Agreed. The Senate has a place in the overall monitoring of Governmental responsibility. However, that responsibility is only as relevant as the Government of the day. At present, the Howard Government is rapidly making itself irrelevant

Kelly is inheritantly a control freak and can't stand any dispersal of power. It seems to me the Senate functions pretty much as Australians want it to function, which is why they pretty much keep failing to give any single party control.
Good thing too.

Kelly should know better. He was on the Editorial Board of The New Federalist, which had a run of 8 issues ending recently and which was devoted to, wait for it, the federation of the Australian colonies. He full well knows how and why the Senate received the powers it did, and that these powers are more important than ever.

As you rightly point out the role of the Senate is crucial for the checks and balances it provides, more so than ever now we have evolved into a two party system. Until they change the electoral system in the Reps to be more representative by doing away with preferential voting, the Senate is absolutely imperative. Without it, we?d have totalitarianism within five years.

has it become the house of sectional, minority and special interests?

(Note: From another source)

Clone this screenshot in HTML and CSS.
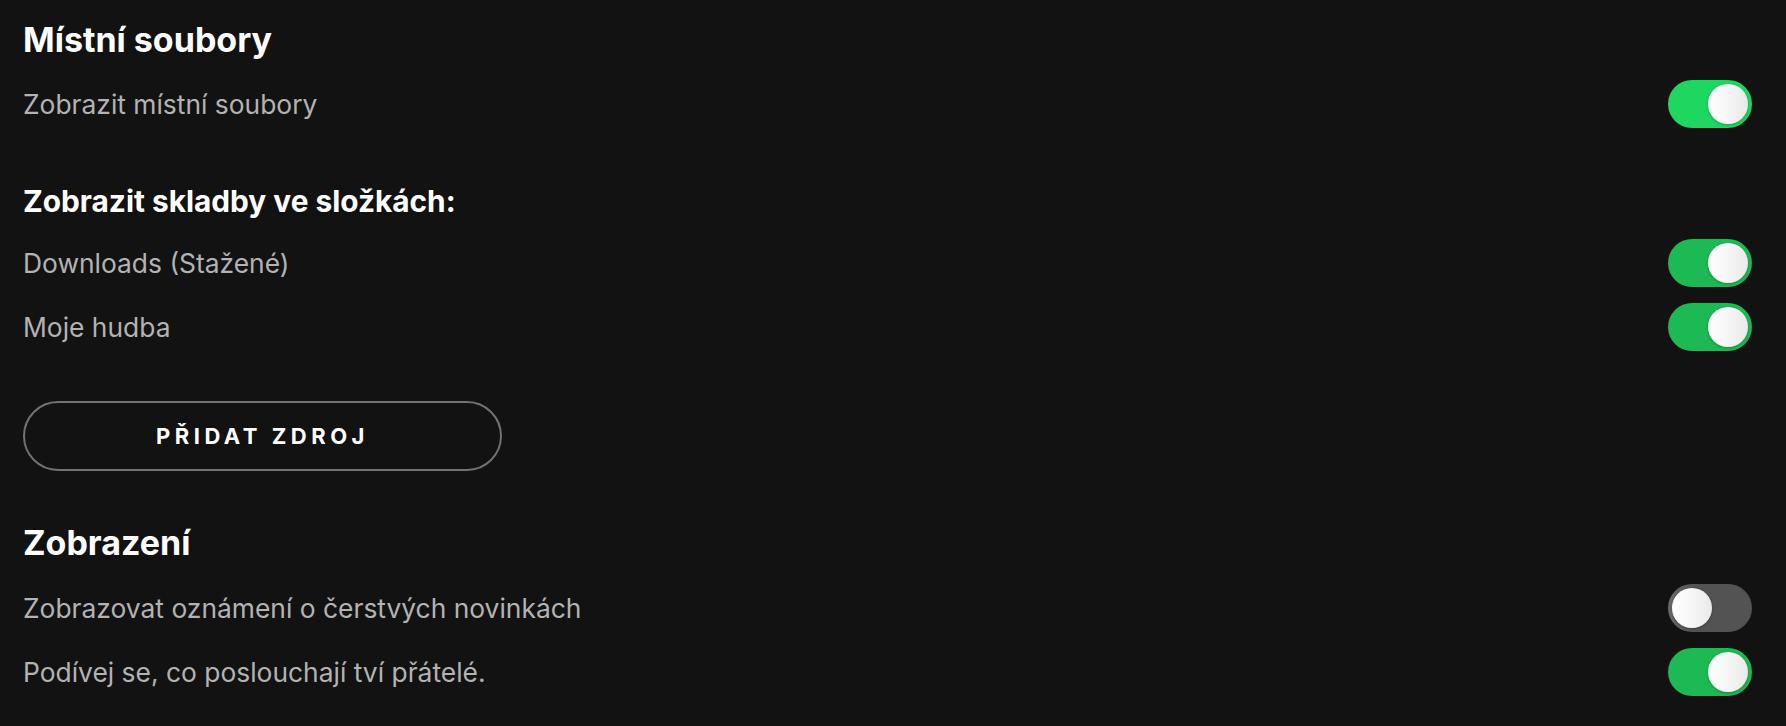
FILE: index.html
```html
<!DOCTYPE html>
<html lang="cs">
<head>
<meta charset="utf-8">
<title>Nastavení</title>
<link rel="stylesheet" href="styles.css">
</head>
<body>
<main class="page">
  <section class="group">
    <h2 class="title title-first">Místní soubory</h2>
    <div class="row">
      <span class="label">Zobrazit místní soubory</span>
      <span class="toggle on bright"><span class="knob"></span></span>
    </div>
    <h3 class="subtitle">Zobrazit skladby ve složkách:</h3>
    <div class="row">
      <span class="label">Downloads (Stažené)</span>
      <span class="toggle on"><span class="knob"></span></span>
    </div>
    <div class="row">
      <span class="label">Moje hudba</span>
      <span class="toggle on"><span class="knob"></span></span>
    </div>
    <button class="add-btn">PŘIDAT ZDROJ</button>
  </section>
  <section class="group">
    <h2 class="title title-second">Zobrazení</h2>
    <div class="row">
      <span class="label">Zobrazovat oznámení o čerstvých novinkách</span>
      <span class="toggle off"><span class="knob"></span></span>
    </div>
    <div class="row">
      <span class="label">Podívej se, co poslouchají tví přátelé.</span>
      <span class="toggle on"><span class="knob"></span></span>
    </div>
  </section>
</main>
</body>
</html>
```

FILE: styles.css
```css
* { box-sizing: border-box; }
html, body {
  margin: 0;
  background: #121212;
  height: 100%;
}
body {
  font-family: Inter, "Noto Sans", sans-serif;
  color: #b3b3b3;
}
.page {
  padding: 16px 34px 0 23px;
}
.title {
  margin: 0;
  font-size: 34px;
  line-height: 48px;
  font-weight: 700;
  color: #fff;
}
.title-first { margin-bottom: 8px; }
.title-second { margin-top: 48px; margin-bottom: 9px; }
.subtitle {
  margin: 45px 0 10px;
  font-size: 29.8px;
  line-height: 40px;
  font-weight: 700;
  color: #fff;
}
.row {
  height: 64px;
  display: flex;
  align-items: center;
  justify-content: space-between;
}
.label {
  font-size: 26.4px;
  color: #b3b3b3;
}
.toggle {
  width: 84px;
  height: 48px;
  border-radius: 24px;
  padding: 4px;
  display: flex;
  align-items: center;
  flex: none;
}
.toggle.on {
  background: #1db954;
  justify-content: flex-end;
}
.toggle.on.bright { background: #1ed760; }
.toggle.off {
  background: linear-gradient(90deg, #6a6a6a 0%, #535353 30%, #535353 100%);
  justify-content: flex-start;
}
.knob {
  width: 40px;
  height: 40px;
  border-radius: 50%;
  background: linear-gradient(90deg, #ffffff 0%, #f6f6f6 50%, #e9e9e9 100%);
  box-shadow: 0 1px 3px rgba(0,0,0,0.25);
}
.add-btn {
  display: block;
  margin-top: 42px;
  width: 479px;
  height: 70px;
  border: 2px solid #727272;
  border-radius: 35px;
  background: transparent;
  color: #fff;
  font-family: Inter, "Noto Sans", sans-serif;
  font-size: 22px;
  font-weight: 700;
  letter-spacing: 4.5px;
  padding: 0;
}
```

Hopefully. Having never voted for a party that was elected, the senate is my only hope of having a representative with any say. Thank god for the significant political development of the 60s and 70s.

Anyone would think Paul Kelly wants politicans to have it easy and get all their legislation passed without a fight. Pollies should have to work bloody hard at convincing each other about the benefits of their legislation. Don't make their jobs any more cushier than they already are.

Have to agree with you all. DOn't know why he keeps banging on about it. Australians like the system of not giving politicians too much power and are very relaxed and comfortable about it.

Personally I reckon Murdoch's malign influence on media commentators is putting him up for it(but then, I always say that)

Yeah I agree with you Gary.
If the Senate starts blocking everything then I might change my opinion, but the Senate gives Oz a check against executive power, which is a good thing generally.

The Senate does not have a history of blocking everything, whatever individual Senators may say. It has a history of negotiation, review and pragmatic deal making and generally improves the executive's legislation.

So it is doing the job it has been created to do. I do not see that it will be any different this time.